What Editors Want: A Guide to Literary Magazine Submissions

Jennifer Mendez Editorials, Letters From The Editor, The Writing Process, Writer's Resources

Buzz

Lynne Barrett, staff writer for The Review Review, wrote an interesting piece. Titled “What Editors Want; A Must-Read for Writers Submitting to Literary Magazines,” it immediately caught our attention. It began, easily enough, by shedding light on how magazine editing actually works:

“There may be two editors, or five, or a rotating group of a dozen student-editors on a board, but for purposes of this essay, let’s consider one who, if not totally in charge, has a large say in what goes on. This editor is committed to the magazine, to it reaching a readership, to its identity and survival.”

The last line is the gem here, telling readers the focus of the magazine editor. This is important for one reason: it tells readers what the editor needs to accomplish, so the writers can mold their content accordingly.

“Remember the editor’s deepest wish: Send something perfect for us, please.
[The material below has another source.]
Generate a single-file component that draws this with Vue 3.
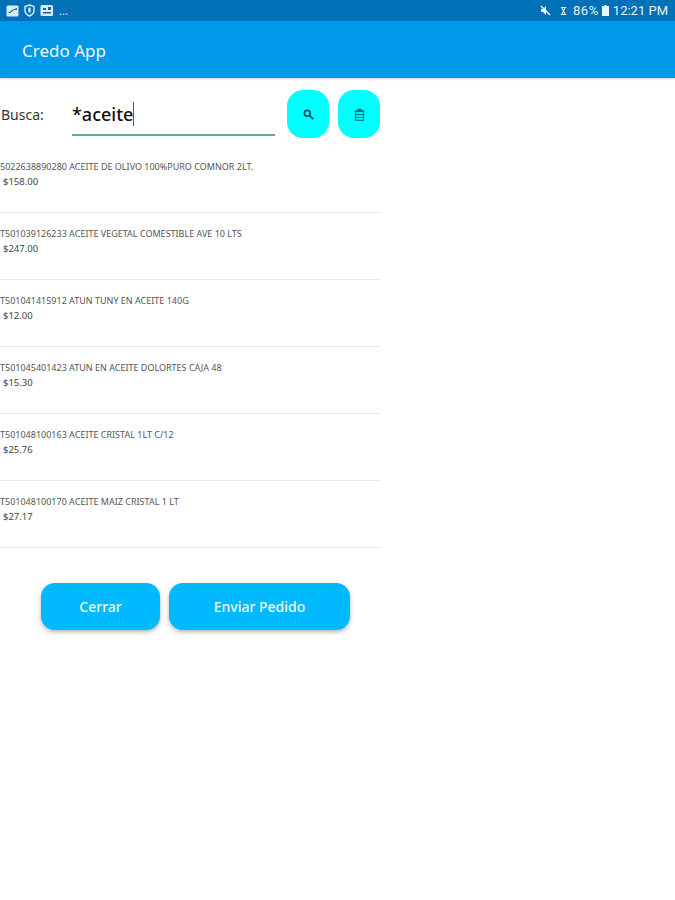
<template>
  <div class="page">
    <div class="status-bar">
      <div class="status-left">
        <svg width="13" height="12" viewBox="0 0 13 12"><rect x="0.5" y="0.5" width="12" height="11" rx="1.5" fill="#dceaf4"/><path d="M2 8l4-3 5-2v2H8L4 8z" fill="#0a6aa8"/></svg>
        <svg width="11" height="13" viewBox="0 0 11 13"><path d="M5.5 1l4.5 1.6v4c0 2.6-2 4.4-4.500 5.4C3 11 1 9.200 1 6.600v-4z" fill="none" stroke="#dceaf4" stroke-width="1.400"/><rect x="4.300" y="3.500" width="2.400" height="5" rx="1.200" fill="#dceaf4"/></svg>
        <svg width="14" height="13" viewBox="0 0 14 13"><rect x="0.500" y="1" width="12.500" height="11" rx="1.500" fill="#dceaf4"/><path d="M3 4h3v2H3zM8 3h3v3H8zM3 8h8v1.500H3z" fill="#0a6aa8"/></svg>
        <span class="dots">...</span>
      </div>
      <div class="status-right">
        <svg width="11" height="11" viewBox="0 0 11 11"><path d="M1 4h2l3-3v9L3 7H1z" fill="#eef5fa"/><path d="M1 1l9 9" stroke="#eef5fa" stroke-width="1.400"/></svg>
        <svg class="alarm" width="7" height="10" viewBox="0 0 8 10"><path d="M1 1h6M1 9h6M2 1l4 8M6 1L2 9" stroke="#dceaf4" stroke-width="1.200" fill="none"/></svg>
        <span class="pct">86%</span>
        <svg class="battery" width="7" height="11" viewBox="0 0 7 11"><path d="M2.500 0h2v1H7v10H0V1h2.500z" fill="#eef5fa"/></svg>
        <span class="clock">12:21 PM</span>
      </div>
    </div>

    <header class="app-bar">Credo App</header>

    <main class="content">
      <div class="search-row">
        <span class="search-label">Busca:</span>
        <div class="search-input">*aceite<span class="caret"></span></div>
        <button class="icon-btn search-btn" title="Buscar">
          <svg width="11" height="11" viewBox="0 0 12 12">
            <circle cx="4.700" cy="4.700" r="3.200" fill="none" stroke="#0b4a5e" stroke-width="1.700"/>
            <path d="M7.200 7.200l3.800 3.800" stroke="#0b4a5e" stroke-width="2"/>
          </svg>
        </button>
        <button class="icon-btn" title="Borrar">
          <svg width="11" height="13" viewBox="0 0 11 13">
            <path d="M3.500 1.500h4M0.800 2.800h9.400" stroke="#0a7680" stroke-width="1.300" fill="none"/>
            <rect x="1.500" y="3.500" width="8" height="8.800" fill="none" stroke="#0a7680" stroke-width="1.200"/>
            <path d="M1.500 6.500h8M1.500 9.300h8" stroke="#0a7680" stroke-width="1"/>
          </svg>
        </button>
      </div>

      <ul class="product-list">
        <li v-for="item in products" :key="item.code" class="product">
          <div class="product-name">{{ item.code }} {{ item.name }}</div>
          <div class="product-price">{{ item.price }}</div>
        </li>
      </ul>

      <div class="actions">
        <button class="action-btn close-btn">Cerrar</button>
        <button class="action-btn send-btn">Enviar Pedido</button>
      </div>
    </main>
  </div>
</template>

<script setup>
const products = [
  { code: '5022638890280', name: 'ACEITE DE OLIVO 100%PURO COMNOR 2LT.', price: '$158.00' },
  { code: 'T501039126233', name: 'ACEITE VEGETAL COMESTIBLE AVE 10 LTS', price: '$247.00' },
  { code: 'T501041415912', name: 'ATUN TUNY EN ACEITE 140G', price: '$12.00' },
  { code: 'T501045401423', name: 'ATUN EN ACEITE DOLORTES CAJA 48', price: '$15.30' },
  { code: 'T501048100163', name: 'ACEITE CRISTAL 1LT C/12', price: '$25.76' },
  { code: 'T501048100170', name: 'ACEITE MAIZ CRISTAL 1 LT', price: '$27.17' }
]
</script>

<style>
html, body {
  background: #fff;
}
</style>

<style scoped>
.page {
  width: 675px;
  height: 900px;
  overflow: hidden;
  background: #fff;
  font-family: "Noto Sans", "Open Sans", sans-serif;
}

.status-bar {
  height: 21px;
  display: flex;
  align-items: center;
  justify-content: space-between;
  padding: 0 7px 0 6px;
  background: #0071b6;
  color: #e6f1f8;
}

.status-left,
.status-right {
  display: flex;
  align-items: center;
}

.status-left {
  gap: 5px;
}

.dots {
  font-size: 11px;
  margin-top: -1px;
}

.status-right {
  font-size: 13px;
  font-family: Roboto, sans-serif;
}

.alarm {
  margin-left: 9px;
}

.pct {
  margin-left: 6px;
  letter-spacing: 0.6px;
}

.battery {
  margin-left: 3px;
}

.clock {
  margin-left: 4px;
}

.app-bar {
  height: 57px;
  padding: 1px 22px 0;
  box-sizing: border-box;
  display: flex;
  align-items: center;
  font-size: 17px;
  color: #f2f9fe;
  background: #0099e9;
  box-shadow: 0 1px 2px rgba(0, 0, 0, 0.18);
}

.content {
  width: 380px;
}

.search-row {
  display: flex;
  align-items: center;
  height: 48px;
  margin-top: 12px;
}

.search-label {
  width: 72px;
  padding-left: 1px;
  box-sizing: border-box;
  font-size: 14px;
  color: #333;
}

.search-input {
  width: 203px;
  height: 38px;
  box-sizing: border-box;
  margin-top: 5px;
  display: flex;
  align-items: center;
  padding-bottom: 3px;
  border-bottom: 2px solid #6aa99a;
  font-size: 18px;
  font-weight: 500;
  color: #111;
}

.caret {
  width: 1px;
  height: 24px;
  margin-left: 0;
  background: #1d7a6c;
}

.icon-btn {
  width: 42px;
  height: 48px;
  padding: 0;
  margin-left: 9px;
  display: flex;
  align-items: center;
  justify-content: center;
  border: none;
  border-radius: 16px;
  background: #00ffff;
}

.search-btn {
  margin-left: 12px;
}

.product-list {
  list-style: none;
  margin: 8px 0 0;
  padding: 0;
}

.product {
  height: 67px;
  box-sizing: border-box;
  padding-top: 15px;
  border-bottom: 1px solid #e8e8e8;
}

.product-name {
  font-size: 9px;
  line-height: 12px;
  color: #555;
  white-space: nowrap;
}

.product-price {
  margin-top: 2px;
  padding-left: 3px;
  font-size: 9.500px;
  line-height: 14px;
  color: #444;
}

.actions {
  display: flex;
  gap: 9px;
  margin: 35px 0 0 41px;
}

.action-btn {
  height: 47px;
  border: none;
  border-radius: 14px;
  background: #00b9ff;
  color: #eef9ff;
  font-family: "Noto Sans", sans-serif;
  font-size: 14px;
  font-weight: 500;
  box-shadow: 0 2px 4px rgba(0, 0, 0, 0.3);
}

.close-btn {
  width: 119px;
}

.send-btn {
  width: 181px;
}
</style>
So your job is to help the editor by sending work that is developed, complete, thoroughly revised, and—of great importance—appropriate for the magazine.

To do that last part of your job well, you have to read the magazines.”

The Highlights

Barrett goes on to pinpoint valuable reminders, like keep records of what you submit, and where. Ensuring each submission is not only appropriate content, but also formatted in the specified method dictated by the publication. Remembering to add a cover letter, if necessary.

There are many other points, including how to be polite when getting rejected. Barrett even explains the difference in each kind of rejection (hint, not all are terrible).

What You Should Know

Frankly, this article is everything a writer should know about literary submissions, except for one major point: the why. Why should anyone submit to these publications?

The reasons, of course, are simple enough. Editors read these magazines, along with agents and publishers. It’s exposure for writers. Oftentimes, it can lead to “best of” anthologies.

The trouble is keeping  strong, and persisting, until someone doesn’t reject your story.